Doubling the Exemption

The federal estate tax exemption has gradually increased from $5 million to $5.49 million in recent years. Thus, many estates have not owed this tax, and many executors have not filed a Form 706 federal estate tax return.

Example 1: Jim Cook died in 2012 when the estate tax exemption was $5.12 million. His estate was worth $4 million, all of which he left to his wife, Marie. Therefore, his executor was not required to file Form 706 and did not do so.

That could have been an error. Jim’s estate did not use any of that year’s estate tax exemption. By filing a Form 706, his executor could have elected portability of his DSUE. If the election had been made, Jim’s widow Marie’s estate could have used Jim’s DSUE in addition to her own at her death.

Example 2: Assume Marie dies in 2017 with a total of $8 million, including the assets inherited from Jim. Her estate would be over the $5.49 million estate tax exemption this year by $2.51 million. At a 40% estate tax rate, Marie’s estate would owe over $1 million to the IRS.

Now suppose that Jim’s executor had elected portability on Form 706. Because Jim had left all of his assets to Marie, his entire $5.12 million DSUE would be added to Marie’s $5.49 million exemption, for a total of $10.61 million. Marie’s $8 million estate would be under that threshold, and no federal estate tax would be due.

Filing the Form

To obtain relief under Rev. Proc. 2017-34 from the failure to make a portability election, all the executor must do is file a complete and properly prepared Form 706 estate tax return on or before the later of January 2, 2018, or two years from the decedent’s date of death.
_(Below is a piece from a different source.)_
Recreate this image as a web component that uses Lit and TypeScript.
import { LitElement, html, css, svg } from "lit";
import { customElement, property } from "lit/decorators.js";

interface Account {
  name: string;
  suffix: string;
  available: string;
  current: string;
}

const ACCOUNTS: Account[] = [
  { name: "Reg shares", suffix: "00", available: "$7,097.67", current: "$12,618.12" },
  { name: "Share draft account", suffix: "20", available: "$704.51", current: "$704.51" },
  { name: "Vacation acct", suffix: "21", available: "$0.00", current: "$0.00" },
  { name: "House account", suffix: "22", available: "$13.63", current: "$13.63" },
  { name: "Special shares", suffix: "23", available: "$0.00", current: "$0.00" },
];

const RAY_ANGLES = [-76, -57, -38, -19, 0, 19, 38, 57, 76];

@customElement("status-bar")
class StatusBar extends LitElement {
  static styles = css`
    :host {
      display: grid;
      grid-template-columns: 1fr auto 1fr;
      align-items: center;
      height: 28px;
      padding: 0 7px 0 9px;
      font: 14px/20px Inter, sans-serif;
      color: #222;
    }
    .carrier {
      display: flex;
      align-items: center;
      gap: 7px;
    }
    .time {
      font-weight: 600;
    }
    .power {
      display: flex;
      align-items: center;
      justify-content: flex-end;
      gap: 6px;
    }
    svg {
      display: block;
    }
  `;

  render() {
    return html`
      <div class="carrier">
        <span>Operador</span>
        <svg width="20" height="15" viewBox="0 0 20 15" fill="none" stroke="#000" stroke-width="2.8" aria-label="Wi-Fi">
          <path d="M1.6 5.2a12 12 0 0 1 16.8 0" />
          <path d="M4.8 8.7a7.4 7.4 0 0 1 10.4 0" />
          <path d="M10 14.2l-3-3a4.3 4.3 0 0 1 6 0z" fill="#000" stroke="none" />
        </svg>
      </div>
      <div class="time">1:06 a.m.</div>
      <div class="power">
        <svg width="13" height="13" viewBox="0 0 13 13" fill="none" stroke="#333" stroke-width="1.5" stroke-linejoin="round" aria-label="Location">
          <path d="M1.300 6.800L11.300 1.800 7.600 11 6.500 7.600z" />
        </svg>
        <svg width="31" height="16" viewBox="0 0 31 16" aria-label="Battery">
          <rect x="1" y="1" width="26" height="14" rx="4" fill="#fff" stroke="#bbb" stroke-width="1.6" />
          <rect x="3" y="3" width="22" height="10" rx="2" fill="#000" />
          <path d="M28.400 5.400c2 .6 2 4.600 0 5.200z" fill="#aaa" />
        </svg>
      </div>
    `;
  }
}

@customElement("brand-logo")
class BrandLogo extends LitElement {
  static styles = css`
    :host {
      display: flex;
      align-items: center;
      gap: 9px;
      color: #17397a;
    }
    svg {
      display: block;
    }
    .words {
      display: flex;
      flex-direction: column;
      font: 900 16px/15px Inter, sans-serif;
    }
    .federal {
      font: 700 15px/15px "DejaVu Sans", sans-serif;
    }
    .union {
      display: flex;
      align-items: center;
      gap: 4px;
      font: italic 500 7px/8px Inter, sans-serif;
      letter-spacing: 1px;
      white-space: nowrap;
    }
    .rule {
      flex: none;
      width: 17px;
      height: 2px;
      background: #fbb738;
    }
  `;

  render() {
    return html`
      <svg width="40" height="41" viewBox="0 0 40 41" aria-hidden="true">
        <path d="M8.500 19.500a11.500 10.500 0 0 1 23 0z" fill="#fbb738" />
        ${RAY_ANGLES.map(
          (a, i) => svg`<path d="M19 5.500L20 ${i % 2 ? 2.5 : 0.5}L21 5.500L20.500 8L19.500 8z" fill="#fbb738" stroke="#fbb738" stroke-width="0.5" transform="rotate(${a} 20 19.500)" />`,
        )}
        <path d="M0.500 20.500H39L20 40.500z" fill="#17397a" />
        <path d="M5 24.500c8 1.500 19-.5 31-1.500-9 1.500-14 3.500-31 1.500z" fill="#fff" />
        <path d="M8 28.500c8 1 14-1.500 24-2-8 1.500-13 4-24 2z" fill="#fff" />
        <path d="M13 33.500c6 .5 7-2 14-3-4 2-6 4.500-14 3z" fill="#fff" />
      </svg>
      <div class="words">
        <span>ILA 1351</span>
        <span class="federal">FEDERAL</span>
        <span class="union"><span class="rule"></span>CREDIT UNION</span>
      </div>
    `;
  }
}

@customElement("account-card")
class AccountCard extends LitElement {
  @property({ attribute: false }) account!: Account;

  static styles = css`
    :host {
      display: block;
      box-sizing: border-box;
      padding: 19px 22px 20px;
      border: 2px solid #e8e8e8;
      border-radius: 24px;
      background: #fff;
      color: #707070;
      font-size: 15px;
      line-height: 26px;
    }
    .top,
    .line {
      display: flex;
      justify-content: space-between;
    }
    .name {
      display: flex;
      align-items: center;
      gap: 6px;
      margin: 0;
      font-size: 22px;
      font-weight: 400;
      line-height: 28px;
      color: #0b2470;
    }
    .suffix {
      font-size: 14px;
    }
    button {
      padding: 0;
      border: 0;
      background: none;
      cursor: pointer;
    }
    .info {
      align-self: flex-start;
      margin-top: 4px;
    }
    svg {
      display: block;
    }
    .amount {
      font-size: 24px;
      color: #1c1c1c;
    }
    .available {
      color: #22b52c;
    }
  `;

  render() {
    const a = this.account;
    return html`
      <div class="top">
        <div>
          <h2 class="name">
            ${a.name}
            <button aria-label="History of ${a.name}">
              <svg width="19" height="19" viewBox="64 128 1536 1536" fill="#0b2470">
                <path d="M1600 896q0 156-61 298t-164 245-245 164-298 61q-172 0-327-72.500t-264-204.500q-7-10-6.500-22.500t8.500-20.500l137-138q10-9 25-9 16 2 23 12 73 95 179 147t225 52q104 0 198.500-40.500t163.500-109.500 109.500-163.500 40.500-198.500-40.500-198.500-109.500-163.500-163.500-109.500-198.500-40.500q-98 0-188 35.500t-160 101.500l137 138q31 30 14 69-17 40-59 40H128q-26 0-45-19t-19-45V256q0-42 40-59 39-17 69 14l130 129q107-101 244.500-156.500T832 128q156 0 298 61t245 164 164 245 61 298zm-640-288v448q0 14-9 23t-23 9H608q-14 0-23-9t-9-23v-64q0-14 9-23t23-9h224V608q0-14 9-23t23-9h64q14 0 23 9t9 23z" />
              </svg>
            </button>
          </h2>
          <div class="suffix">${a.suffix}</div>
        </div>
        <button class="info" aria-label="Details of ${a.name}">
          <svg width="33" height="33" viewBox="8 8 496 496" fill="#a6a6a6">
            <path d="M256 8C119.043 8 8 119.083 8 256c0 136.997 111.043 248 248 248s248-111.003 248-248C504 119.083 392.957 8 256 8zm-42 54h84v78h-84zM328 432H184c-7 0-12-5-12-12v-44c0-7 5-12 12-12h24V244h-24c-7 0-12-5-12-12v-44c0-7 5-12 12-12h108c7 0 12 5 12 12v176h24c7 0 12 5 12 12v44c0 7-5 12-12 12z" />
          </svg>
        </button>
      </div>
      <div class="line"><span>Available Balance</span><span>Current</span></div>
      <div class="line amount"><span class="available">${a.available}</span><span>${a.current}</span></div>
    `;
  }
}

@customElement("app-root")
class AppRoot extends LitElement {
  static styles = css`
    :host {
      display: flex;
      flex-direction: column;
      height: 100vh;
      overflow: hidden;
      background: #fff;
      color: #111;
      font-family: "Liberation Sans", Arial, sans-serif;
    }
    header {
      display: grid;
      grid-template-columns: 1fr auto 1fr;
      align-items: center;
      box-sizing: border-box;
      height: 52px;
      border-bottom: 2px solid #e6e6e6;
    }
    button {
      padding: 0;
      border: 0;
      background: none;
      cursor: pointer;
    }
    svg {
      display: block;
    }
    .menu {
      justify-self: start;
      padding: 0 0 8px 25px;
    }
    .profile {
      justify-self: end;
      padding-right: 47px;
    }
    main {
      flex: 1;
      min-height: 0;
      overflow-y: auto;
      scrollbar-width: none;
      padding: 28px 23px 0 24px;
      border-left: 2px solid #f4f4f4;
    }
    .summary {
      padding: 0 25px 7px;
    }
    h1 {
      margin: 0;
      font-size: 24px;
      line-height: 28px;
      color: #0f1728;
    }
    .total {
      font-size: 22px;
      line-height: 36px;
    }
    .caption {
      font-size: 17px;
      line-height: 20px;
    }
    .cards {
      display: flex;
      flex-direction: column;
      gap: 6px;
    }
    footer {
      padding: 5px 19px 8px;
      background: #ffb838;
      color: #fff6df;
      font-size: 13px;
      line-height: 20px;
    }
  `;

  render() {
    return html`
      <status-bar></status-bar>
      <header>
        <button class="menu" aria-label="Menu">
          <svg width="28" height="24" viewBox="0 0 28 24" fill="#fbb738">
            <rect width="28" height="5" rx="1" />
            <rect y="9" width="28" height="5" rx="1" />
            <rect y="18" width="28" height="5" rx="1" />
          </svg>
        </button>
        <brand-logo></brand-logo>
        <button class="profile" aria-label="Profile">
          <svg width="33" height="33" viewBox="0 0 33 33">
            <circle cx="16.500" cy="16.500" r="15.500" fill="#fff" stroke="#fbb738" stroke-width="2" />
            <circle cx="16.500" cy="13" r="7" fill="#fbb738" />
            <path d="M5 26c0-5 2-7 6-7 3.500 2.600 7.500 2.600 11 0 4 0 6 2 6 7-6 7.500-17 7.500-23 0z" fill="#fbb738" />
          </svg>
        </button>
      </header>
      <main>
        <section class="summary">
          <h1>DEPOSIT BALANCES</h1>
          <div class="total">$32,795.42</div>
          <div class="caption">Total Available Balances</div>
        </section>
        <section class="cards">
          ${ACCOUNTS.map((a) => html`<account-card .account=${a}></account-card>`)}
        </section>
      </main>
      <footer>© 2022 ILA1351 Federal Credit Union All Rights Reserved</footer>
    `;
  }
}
On this return, the executor should explain that it is being “filed pursuant to Rev. Proc. 2017-34 to elect portability under § 2010(c)(5)(a).” If these requirements are met, the extension of time to elect portability will be granted, and the Form 706 electing portability will be considered to have been timely filed.
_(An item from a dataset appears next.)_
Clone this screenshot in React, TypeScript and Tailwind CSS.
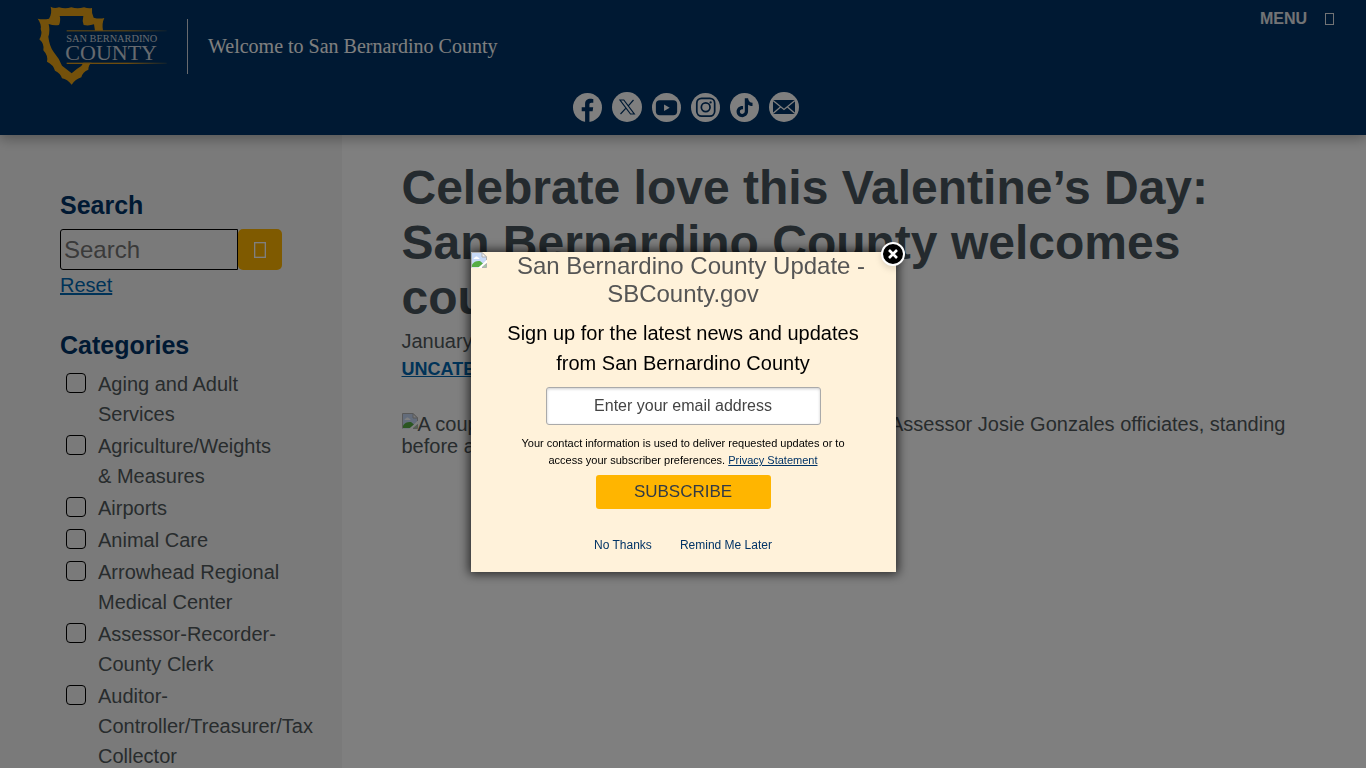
import React, { useState } from "react";

const categories = [
  "Aging and Adult Services",
  "Agriculture/Weights & Measures",
  "Airports",
  "Animal Care",
  "Arrowhead Regional Medical Center",
  "Assessor-Recorder-County Clerk",
  "Auditor-Controller/Treasurer/Tax Collector",
];

function CountyLogo() {
  return (
    <svg viewBox="48 15 396 246" className="w-[132px] h-[82px]" role="img" aria-label="San Bernardino County">
      <defs>
        <linearGradient id="rule" x1="0" x2="1" y1="0" y2="0">
          <stop offset="0.6" stopColor="#dc9a1e" />
          <stop offset="1" stopColor="#dc9a1e" stopOpacity="0.15" />
        </linearGradient>
      </defs>
      <path
        fill="#e8a317"
        d="M92 20Q103 27 117 22Q136 28 154 22Q173 28 192 22Q205 26 216 24Q214 38 221 53Q238 58 253 54Q245 70 249 92H225L222 73Q207 78 191 75Q186 62 190 48H119Q123 60 117 75Q102 78 86 72Q91 92 85 110Q88 138 101 156Q118 176 126 197Q138 206 155 220Q170 206 184 198L190 188H215Q205 194 205 209Q188 215 184 232Q166 238 155 254Q142 238 126 235Q122 220 105 212Q100 194 81 185Q85 167 70 151Q74 132 58 118Q68 102 62 87Q65 72 53 56Q70 59 87 56Q97 40 92 20Z"
      />
      <rect x="140" y="91" width="300" height="3" fill="url(#rule)" />
      <rect x="140" y="188" width="300" height="4" fill="url(#rule)" />
      <text x="139" y="126" fontSize="31" fill="#ccd4de" fontFamily="Liberation Serif, serif">
        SAN BERNARDINO
      </text>
      <text x="136" y="180" fontSize="66" fill="#ccd4de" fontFamily="Liberation Serif, serif">
        COUNTY
      </text>
    </svg>
  );
}

function BrokenImage({ className }: { className?: string }) {
  return (
    <svg viewBox="0 0 16 16" className={className} aria-hidden="true">
      <path d="M0.5 15V0.5H11L15.5 5V8L8 15.5H0.5Z" fill="#c6d9f7" />
      <path d="M2.500 7C2.500 5.500 4 5.500 4 5.500C4.300 4 6.700 4 7 5.500C8.500 5.500 8.500 7 8.500 7Z" fill="#fff" />
      <path d="M1 15V12.500C3 9.500 6 8.500 9 9L12 11.500L8 15Z" fill="#56ad45" />
      <path d="M0.5 15.500V0.5H11L15.500 5V8" fill="none" stroke="#b0b0b0" />
      <path d="M11 0.5V5H15.500Z" fill="#f4f4f4" stroke="#b0b0b0" />
      <path d="M7 16L16 8V11L10.500 16Z" fill="#fff" />
      <path d="M11 15.500H15.500V11.500Z" fill="#9fcf9a" stroke="#b0b0b0" />
    </svg>
  );
}

// box shown where the icon font has no glyph
function MissingGlyph({ className }: { className?: string }) {
  return (
    <svg viewBox="0 0 9 12" className={className} aria-hidden="true">
      <rect x="0.5" y="0.5" width="8" height="11" fill="none" stroke="currentColor" />
    </svg>
  );
}

const socials = [
  {
    name: "Facebook",
    size: "size-[29px]",
    icon: (
      <path
        d="M12.500 30V19H9V14.800H12.500V11.500C12.500 7.500 14.800 6 18 6C19.600 6 21 6.300 21 6.300V10H19.200C17.500 10 17 11 17 12V14.800H20.900L20.300 19H17V30Z"
        fill="#003366"
      />
    ),
  },
  {
    name: "X",
    size: "size-[30px]",
    icon: (
      <path
        d="M8 8H11.800L22.300 22H18.500ZM21.500 8L16.300 13.900M13.700 16.400L8.500 22"
        fill="none"
        stroke="#003366"
        strokeWidth="1.200"
      />
    ),
  },
  {
    name: "YouTube",
    size: "size-[29px]",
    icon: (
      <>
        <rect x="4" y="7.500" width="22" height="15.500" rx="4" fill="#003366" />
        <path d="M12.500 12V18.500L18.300 15.200Z" fill="#fff" />
      </>
    ),
  },
  {
    name: "Instagram",
    size: "size-[29px]",
    icon: (
      <>
        <rect x="6" y="5.500" width="18.500" height="18.500" rx="5" fill="none" stroke="#003366" strokeWidth="1.800" />
        <circle cx="15.200" cy="14.800" r="4.500" fill="none" stroke="#003366" strokeWidth="1.800" />
        <circle cx="20.300" cy="9.700" r="1.200" fill="#003366" />
      </>
    ),
  },
  {
    name: "TikTok",
    size: "size-[29px]",
    icon: (
      <path
        d="M15.300 5.500H18.700C18.900 8.300 20.600 10 23.300 10.200V13.500C21.500 13.500 20 13 18.700 12.100V19C18.700 22.500 16 25 12.700 25C9.300 25 6.800 22.400 6.800 19.200C6.800 15.700 9.900 13 13.500 13.500V17C11.700 16.500 10.200 17.700 10.200 19.200C10.200 20.600 11.300 21.600 12.700 21.600C14.200 21.600 15.300 20.500 15.300 19Z"
        fill="#003366"
      />
    ),
  },
  {
    name: "Email",
    size: "size-[30px]",
    icon: (
      <>
        <rect x="4" y="8" width="22" height="14" fill="#003366" />
        <path d="M4 8.500L15 17.500L26 8.500M4 21.500L11.500 15M26 21.500L18.500 15" fill="none" stroke="#fff" strokeWidth="1.300" />
      </>
    ),
  },
];

function Header() {
  return (
    <header className="relative z-10 bg-[#003366] text-white h-[135px] shadow-[0_4px_12px_rgba(0,0,0,0.3)]">
      <div className="flex justify-between items-start h-[92px] pl-9 pr-8">
        <div className="flex items-center pt-[5px]">
          <a href="#home">
            <CountyLogo />
          </a>
          <div className="ml-[19px] pl-5 h-[55px] flex items-center border-l border-gray-300">
            <p className="font-['Liberation_Serif',serif] text-xl">Welcome to San Bernardino County</p>
          </div>
        </div>
        <button className="flex items-center gap-[18px] pt-[7px] text-base leading-6 font-bold text-gray-200">
          MENU
          <MissingGlyph className="w-[9px] h-3" />
        </button>
      </div>
      <nav className="flex justify-center items-center gap-[10px] h-[30px] pl-[6px]" aria-label="Social media">
        {socials.map((social) => (
          <a key={social.name} href={`#${social.name}`} aria-label={social.name}>
            <svg viewBox="0 0 30 30" className={social.size}>
              <circle cx="15" cy="15" r="15" fill="#fff" />
              {social.icon}
            </svg>
          </a>
        ))}
      </nav>
    </header>
  );
}

function Sidebar() {
  return (
    <aside className="w-1/4 shrink-0 bg-[#f5f5f5] px-[60px] pt-[52px] min-h-screen">
      <label htmlFor="search" className="block text-[25px] leading-9 font-bold text-[#003366]">
        Search
      </label>
      <form className="flex mt-[6px] h-[41px]" onSubmit={(e) => e.preventDefault()}>
        <input
          id="search"
          type="text"
          placeholder="Search"
          className="flex-1 min-w-0 border border-black rounded-l-[3px] px-[3px] text-2xl placeholder:text-[#757575]"
        />
        <button
          aria-label="Submit search"
          className="w-11 rounded-[5px] bg-[#ffb500] text-white flex items-center justify-center"
        >
          <MissingGlyph className="w-3 h-4" />
        </button>
      </form>
      <a href="#reset" className="block w-fit leading-[30px] text-[#0067b1] underline">
        Reset
      </a>

      <h2 className="mt-[27px] text-[25px] leading-9 font-bold text-[#003366]">Categories</h2>
      <ul className="mt-[6px] space-y-[2px]">
        {categories.map((category) => (
          <li key={category}>
            <label className="flex items-start gap-3 pl-[6px] leading-[30px]">
              <input
                type="checkbox"
                className="appearance-none size-5 mt-1 shrink-0 border border-black rounded checked:bg-[#003366]"
              />
              <span className="min-w-0">{category}</span>
            </label>
          </li>
        ))}
      </ul>
    </aside>
  );
}

function Article() {
  return (
    <main className="flex-1 min-w-0 px-[60px] pt-[25px]">
      <h1 className="text-5xl leading-[55px] font-bold text-[#48555c]">
        Celebrate love this Valentine’s Day: San Bernardino County welcomes couples to say I do
      </h1>
      <p className="leading-[30px] mt-px">January 30, 2025</p>
      <a href="#uncategorized" className="block w-fit text-lg leading-[26px] font-bold text-[#0067b1] underline">
        UNCATEGORIZED
      </a>
      <p className="mt-[31px] leading-[22px]">
        <BrokenImage className="inline-block size-4 align-[2px]" />A couple holds hands and smiles, as San Bernardino
        Assessor Josie Gonzales officiates, standing before an arch of red roses.
      </p>
    </main>
  );
}

function SubscribeModal({ onClose }: { onClose: () => void }) {
  return (
    <div className="fixed inset-0 z-20 bg-black/50 flex items-start justify-center pt-[252px]">
      <div
        role="dialog"
        aria-label="Subscribe to updates"
        className="relative w-[425px] bg-[#fff2da] pb-4 text-center text-black shadow-[0_0_10px_2px_rgba(0,0,0,0.7)]"
      >
        <button
          onClick={onClose}
          aria-label="Close"
          className="absolute -top-[11px] -right-[10px] size-[26px] rounded-full"
        >
          <svg viewBox="0 0 26 26" className="size-full drop-shadow-md">
            <circle cx="13" cy="13" r="11" fill="#000" stroke="#fff" strokeWidth="2" />
            <path d="M9 9L17 17M17 9L9 17" stroke="#fff" strokeWidth="2.600" />
          </svg>
        </button>

        <div className="text-2xl leading-7 text-[#555]">
          <BrokenImage className="float-left size-4" />
          San Bernardino County Update - SBCounty.gov
        </div>
        <p className="mt-[10px] px-8 leading-[30px]">
          Sign up for the latest news and updates from San Bernardino County
        </p>
        <input
          type="email"
          aria-label="Email address"
          placeholder="Enter your email address"
          className="block mx-auto mt-[9px] w-[275px] h-[38px] bg-white border border-[#aaa] rounded-[3px] text-base text-center shadow-[inset_0_1px_3px_rgba(0,0,0,0.2)] placeholder:text-[#444]"
        />
        <p className="mt-[10px] px-12 text-[11px] leading-[17px]">
          Your contact information is used to deliver requested updates or to access your subscriber preferences.{" "}
          <a href="#privacy" className="text-[#003366] underline">
            Privacy Statement
          </a>
        </p>
        <button className="mt-[6px] w-[175px] h-[34px] rounded-[3px] bg-[#ffb500] text-[17px] leading-6 text-[#323a45]">
          SUBSCRIBE
        </button>
        <div className="flex justify-center gap-7 mt-[25px] text-xs leading-[22px] text-[#003366]">
          <button onClick={onClose}>No Thanks</button>
          <button onClick={onClose}>Remind Me Later</button>
        </div>
      </div>
    </div>
  );
}

function App() {
  const [showModal, setShowModal] = useState(true);

  return (
    <div className="h-screen overflow-hidden bg-white font-['Liberation_Sans',Arial,sans-serif] text-xl text-[#50585b]">
      <Header />
      <div className="flex">
        <Sidebar />
        <Article />
      </div>
      {showModal && <SubscribeModal onClose={() => setShowModal(false)} />}
    </div>
  );
}

export default App;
As previously noted, the IRS is providing this relief retroactively to estates of decedents who died after 2010, which have until next January 2 to obtain relief under Rev. Proc. 2017-34. Estates of decedents who died after January 2, 2016, have two years from the date of death. If the decedent’s surviving spouse has died, and the surviving spouse’s estate has already filed Form 706 and paid estate tax on which the statute of limitation on refund has not expired, the executor of that estate can file an amended Form 706, including the decedent’s DSUE, and get any resulting refund.

Good News for Business Owners

Rev. Proc. 2017-34 can benefit the estates of all wealthy decedents, but it may be especially valuable for business owners and their heirs. When the owner of a business dies, his or her interest in the company must be valued. A moderately successful firm can have a value well into seven or even eight figures. Counting the decedent’s other assets, the total can be in estate tax territory.

Generally, estate tax must be paid within nine months of death. In some cases, estates of the owners of closely-held companies may defer the tax over an extended time period. Still, the tax payments may be considerable, and the heirs of business owners may lack the liquid assets necessary for this obligation.

Such concerns might lead business owners and others into sophisticated tax planning tactics to deal with future estate tax. These tactics may be helpful, for various reasons, but the presence of portability may reduce the need, as a married couple now can easily pass on nearly $11 million worth of assets to the next generation with portability.